▶ _Directions for this task_
In the material below, list every line carrying the string "screenshot".

▶ _Data supplied_
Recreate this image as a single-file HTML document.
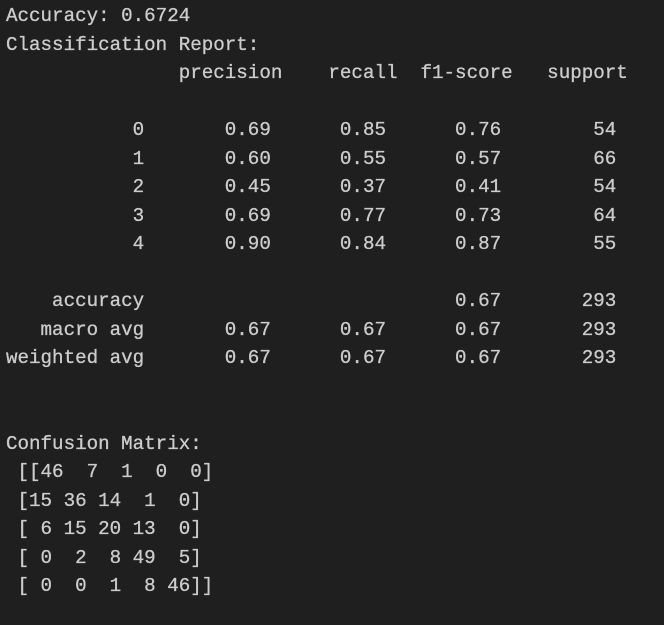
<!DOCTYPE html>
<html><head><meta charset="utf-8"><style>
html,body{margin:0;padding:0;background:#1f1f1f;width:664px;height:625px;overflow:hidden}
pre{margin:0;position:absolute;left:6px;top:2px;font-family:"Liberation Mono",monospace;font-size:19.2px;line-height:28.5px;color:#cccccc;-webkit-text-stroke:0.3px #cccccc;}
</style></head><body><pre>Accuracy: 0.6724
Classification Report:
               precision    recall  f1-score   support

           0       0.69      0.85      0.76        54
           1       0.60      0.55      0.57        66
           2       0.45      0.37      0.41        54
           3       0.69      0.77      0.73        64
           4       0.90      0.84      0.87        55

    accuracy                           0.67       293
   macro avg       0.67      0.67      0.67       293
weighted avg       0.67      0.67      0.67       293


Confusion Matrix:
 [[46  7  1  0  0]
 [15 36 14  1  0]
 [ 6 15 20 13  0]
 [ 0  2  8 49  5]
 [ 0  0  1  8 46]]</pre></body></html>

==

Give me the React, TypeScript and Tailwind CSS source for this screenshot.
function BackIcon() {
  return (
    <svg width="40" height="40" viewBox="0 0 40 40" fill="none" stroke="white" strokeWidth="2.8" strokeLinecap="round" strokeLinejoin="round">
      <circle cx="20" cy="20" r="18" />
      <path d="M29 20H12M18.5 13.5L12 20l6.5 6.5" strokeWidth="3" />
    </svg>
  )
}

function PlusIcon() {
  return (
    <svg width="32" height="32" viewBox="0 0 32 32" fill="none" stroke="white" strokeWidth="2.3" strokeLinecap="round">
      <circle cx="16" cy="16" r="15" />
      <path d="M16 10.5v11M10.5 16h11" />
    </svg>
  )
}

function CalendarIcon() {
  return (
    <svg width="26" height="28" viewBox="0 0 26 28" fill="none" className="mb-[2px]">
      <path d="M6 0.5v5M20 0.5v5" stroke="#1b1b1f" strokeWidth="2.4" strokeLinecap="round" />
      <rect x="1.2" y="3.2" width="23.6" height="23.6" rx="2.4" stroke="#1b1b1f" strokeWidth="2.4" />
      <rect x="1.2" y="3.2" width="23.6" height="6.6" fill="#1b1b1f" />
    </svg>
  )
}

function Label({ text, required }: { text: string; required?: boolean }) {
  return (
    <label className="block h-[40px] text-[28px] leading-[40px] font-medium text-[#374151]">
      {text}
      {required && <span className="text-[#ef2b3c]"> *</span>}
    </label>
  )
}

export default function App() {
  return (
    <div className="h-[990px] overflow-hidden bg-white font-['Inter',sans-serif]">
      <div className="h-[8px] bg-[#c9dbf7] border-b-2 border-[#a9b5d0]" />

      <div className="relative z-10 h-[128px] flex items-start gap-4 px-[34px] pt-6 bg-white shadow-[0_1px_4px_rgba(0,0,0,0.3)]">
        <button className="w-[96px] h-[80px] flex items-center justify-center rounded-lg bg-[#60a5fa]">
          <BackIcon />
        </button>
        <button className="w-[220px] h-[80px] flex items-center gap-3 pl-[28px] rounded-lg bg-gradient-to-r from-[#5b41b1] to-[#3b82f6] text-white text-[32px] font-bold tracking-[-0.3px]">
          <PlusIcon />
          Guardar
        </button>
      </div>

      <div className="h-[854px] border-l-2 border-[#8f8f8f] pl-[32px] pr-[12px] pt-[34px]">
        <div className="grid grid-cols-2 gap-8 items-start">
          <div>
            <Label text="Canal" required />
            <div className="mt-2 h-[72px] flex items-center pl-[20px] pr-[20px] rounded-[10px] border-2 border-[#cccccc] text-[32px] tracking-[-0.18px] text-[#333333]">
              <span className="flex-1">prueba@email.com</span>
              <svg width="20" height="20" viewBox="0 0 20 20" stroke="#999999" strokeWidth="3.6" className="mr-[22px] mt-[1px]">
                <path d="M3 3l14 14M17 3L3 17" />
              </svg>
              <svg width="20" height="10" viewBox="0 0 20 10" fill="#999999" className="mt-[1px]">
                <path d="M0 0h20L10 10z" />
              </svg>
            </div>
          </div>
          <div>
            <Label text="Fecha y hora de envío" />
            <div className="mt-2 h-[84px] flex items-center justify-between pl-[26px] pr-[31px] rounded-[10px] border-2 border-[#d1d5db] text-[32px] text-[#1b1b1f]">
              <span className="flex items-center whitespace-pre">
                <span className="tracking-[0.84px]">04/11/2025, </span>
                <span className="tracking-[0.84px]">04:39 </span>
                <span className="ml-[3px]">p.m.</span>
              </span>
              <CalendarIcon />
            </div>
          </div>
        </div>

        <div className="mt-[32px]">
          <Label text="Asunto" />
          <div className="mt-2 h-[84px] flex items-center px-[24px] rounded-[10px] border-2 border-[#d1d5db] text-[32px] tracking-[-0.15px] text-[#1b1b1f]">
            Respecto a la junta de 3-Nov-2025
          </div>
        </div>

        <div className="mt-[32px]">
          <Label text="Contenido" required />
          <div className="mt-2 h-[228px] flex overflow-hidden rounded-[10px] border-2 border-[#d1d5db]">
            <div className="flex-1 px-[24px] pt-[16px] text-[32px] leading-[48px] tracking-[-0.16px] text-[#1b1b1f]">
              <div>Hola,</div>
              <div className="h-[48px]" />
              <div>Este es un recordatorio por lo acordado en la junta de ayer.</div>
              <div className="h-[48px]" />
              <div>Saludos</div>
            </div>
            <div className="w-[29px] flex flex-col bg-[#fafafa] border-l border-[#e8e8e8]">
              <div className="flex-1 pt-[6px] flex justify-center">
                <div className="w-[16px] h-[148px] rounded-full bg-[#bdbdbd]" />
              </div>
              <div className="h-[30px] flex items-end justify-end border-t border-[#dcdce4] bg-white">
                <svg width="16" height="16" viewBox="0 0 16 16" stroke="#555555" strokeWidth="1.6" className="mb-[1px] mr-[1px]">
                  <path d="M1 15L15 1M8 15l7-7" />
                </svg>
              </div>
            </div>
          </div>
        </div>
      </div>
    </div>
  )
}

---

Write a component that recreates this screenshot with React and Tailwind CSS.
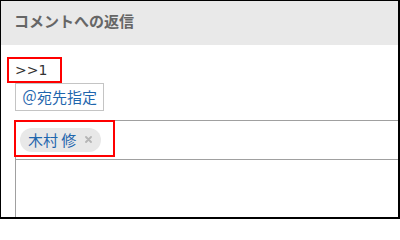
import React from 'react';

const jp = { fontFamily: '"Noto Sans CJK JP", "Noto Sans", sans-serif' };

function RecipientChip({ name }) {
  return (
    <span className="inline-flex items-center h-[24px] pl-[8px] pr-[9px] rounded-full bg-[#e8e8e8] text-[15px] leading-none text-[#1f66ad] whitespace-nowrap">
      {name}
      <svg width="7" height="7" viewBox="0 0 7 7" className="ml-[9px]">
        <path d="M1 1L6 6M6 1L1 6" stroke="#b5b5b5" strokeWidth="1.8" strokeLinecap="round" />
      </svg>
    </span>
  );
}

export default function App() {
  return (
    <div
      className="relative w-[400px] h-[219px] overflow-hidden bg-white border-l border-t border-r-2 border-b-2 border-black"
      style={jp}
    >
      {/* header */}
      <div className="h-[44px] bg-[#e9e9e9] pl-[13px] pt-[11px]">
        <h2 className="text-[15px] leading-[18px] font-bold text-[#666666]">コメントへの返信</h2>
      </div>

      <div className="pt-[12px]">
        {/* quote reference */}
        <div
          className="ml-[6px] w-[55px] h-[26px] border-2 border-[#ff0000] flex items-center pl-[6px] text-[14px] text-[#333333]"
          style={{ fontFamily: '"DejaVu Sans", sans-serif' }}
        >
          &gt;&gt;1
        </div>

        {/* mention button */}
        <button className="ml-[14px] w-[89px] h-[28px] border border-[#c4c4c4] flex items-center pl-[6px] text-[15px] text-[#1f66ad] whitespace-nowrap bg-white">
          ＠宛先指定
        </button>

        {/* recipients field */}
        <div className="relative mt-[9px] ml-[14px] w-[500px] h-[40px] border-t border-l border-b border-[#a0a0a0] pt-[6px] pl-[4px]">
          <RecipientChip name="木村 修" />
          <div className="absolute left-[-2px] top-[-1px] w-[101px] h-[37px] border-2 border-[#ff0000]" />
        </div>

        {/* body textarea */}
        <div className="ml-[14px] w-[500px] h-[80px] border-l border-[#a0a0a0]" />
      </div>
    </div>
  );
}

▶ _Exercise output_
Give me the React, TypeScript and Tailwind CSS source for this screenshot.
Write a component that recreates this screenshot with React and Tailwind CSS.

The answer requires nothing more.